While tow bridles are highly customizable, for towing a center console in the 30-foot range the professionals recommend a 50 to 75 foot bridle with legs made of premium grade marine nylon. The hawser, which is the main line connecting the tender to the bridle, is manufactured with the highest strength 12-strand synthetic Spectra available. Spectra can be easily stowed, it is easy to handle, and best of all it floats! With this setup, the premium grade nylon bridle provides necessary stretch compared to Spectra. Towing with straight Spectra can easily break equipment, so it’s vital your designated bridle and towline are constructed with the appropriate materials in the correct strength rating. Anything less and you risk a complete disaster!

Once underway, you’ll likely have to make an initial adjustment in towline length to make sure the tender is riding the swells in sync with the tow vessel to eliminate the stretch, slack, and consequent shock loading of the line. Most captains tow their tender just past the third wake position.

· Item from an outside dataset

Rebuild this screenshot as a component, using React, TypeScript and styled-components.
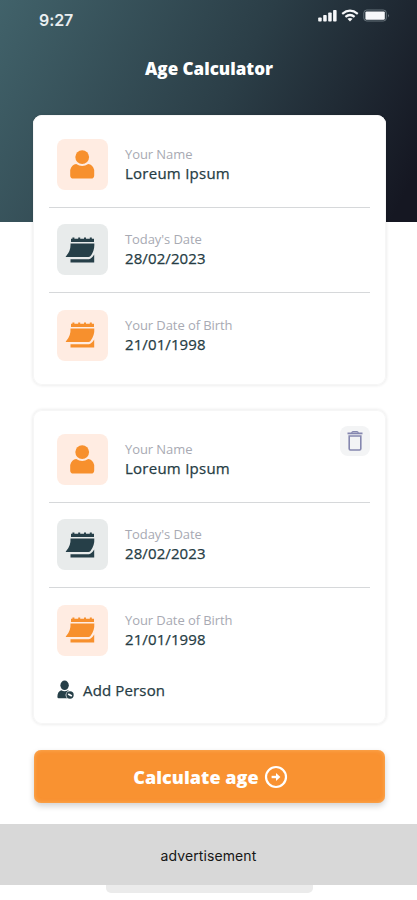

While the jury is still out, some recommend towing the tender with the motor(s) tilted down for additional drag, however the benefits are debatable. Other options used to keep the tender in line with the towing vessel include dragging a short length of chain from the tender’s stern. Really, it all depends on the specific characteristics of the yacht and tender, as well as the tow rig. Each situation is unique so it is best to get all of the details sorted out by trial and error on several short trips in varying sea conditions before undertaking a 500-mile journey.

If you do it right, when you reach your final destination you’ll have a tender to explore the area and near-shore waters, but do it wrong and you can risk ripping out a bow eye, damage to the tow vessel, or the loss of your tender altogether.

Finally, don’t lose sight of the fact that once you get underway with tender in tow, the yacht becomes a tow boat under the Rules of the Road and the tender becomes a towed vessel, so each must display the proper day markings and navigation lights.